The claim is accurate based on conditional probabilities.

Question 10.
There are 40 students at Oostburg College majoring in computer science. Computer science is not considered an engineering major. Calculate an estimate of the number of computer science majors you think are in the marching band. Explain how you calculated your estimate.
The probability that a randomly selected student who is not majoring in engineering is in the marching band is 0. 190. As a result, you would estimate that 19% of the 40 computer science majors are in the marching band. Since 40(0.190) = 7.6. I would expect that 7 or 8 computer science majors are in the marching band.
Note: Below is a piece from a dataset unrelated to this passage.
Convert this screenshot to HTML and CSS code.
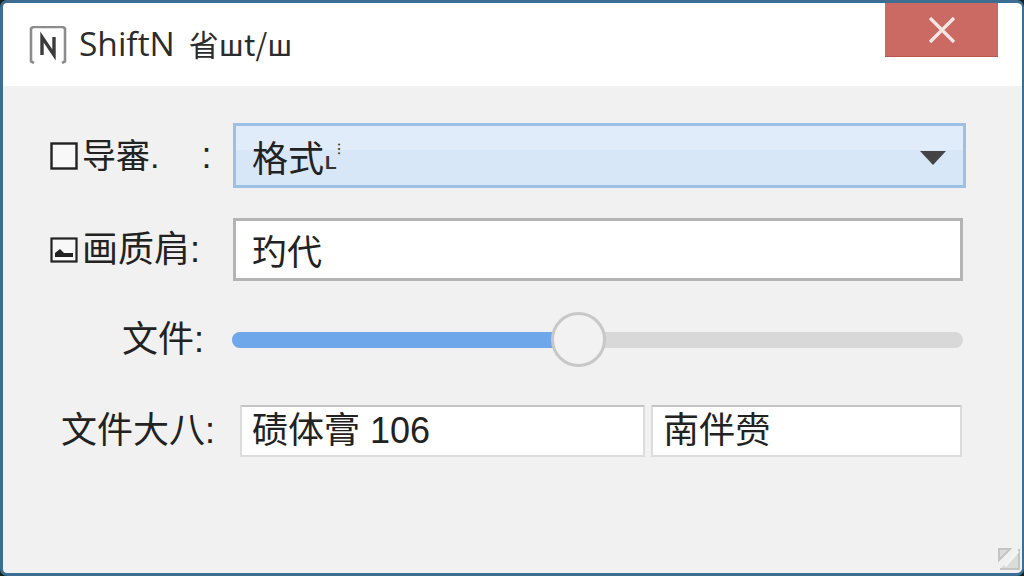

### Eureka Math Algebra 2 Module 4 Lesson 3 Exit Ticket Answer Key

A state nonprofit organization wanted to encourage its members to consider the State of New York as a vacation destination. They are investigating whether their online ad campaign influenced its members to plan a vacation in New York within the next year. The organization surveyed its members and found 75% of them have seen the online ad. 40% of its members indicated they are planning to vacation in New York within the next year, and 15% of its members did not see the ad and do not plan to vacation in New York within the next year.

Question 1.
Complete the following hypothetical 1000 two-way frequency table:

Question 2.
Based on the two-way table, describe two conditional probabilities you could calculate to help decide if members who saw the online ad are more likely to plan a vacation in New York within the next year than those who did not see the ad.
The probability that a randomly selected member who watched the ad is planning to vacation in New York. The probability that a randomly selected member who did not watch the ad is planning to vacation in New York.

Question 3.
Calculate the probabilities you described in Problem 2.
The probability that a member who watched the ad is planning a vacation in New York: $$\frac{300}{750}$$ = 0.400
The probability that a member who did not watch the ad is planning a vacation in New York: $$\frac{100}{250}$$ = 0.400.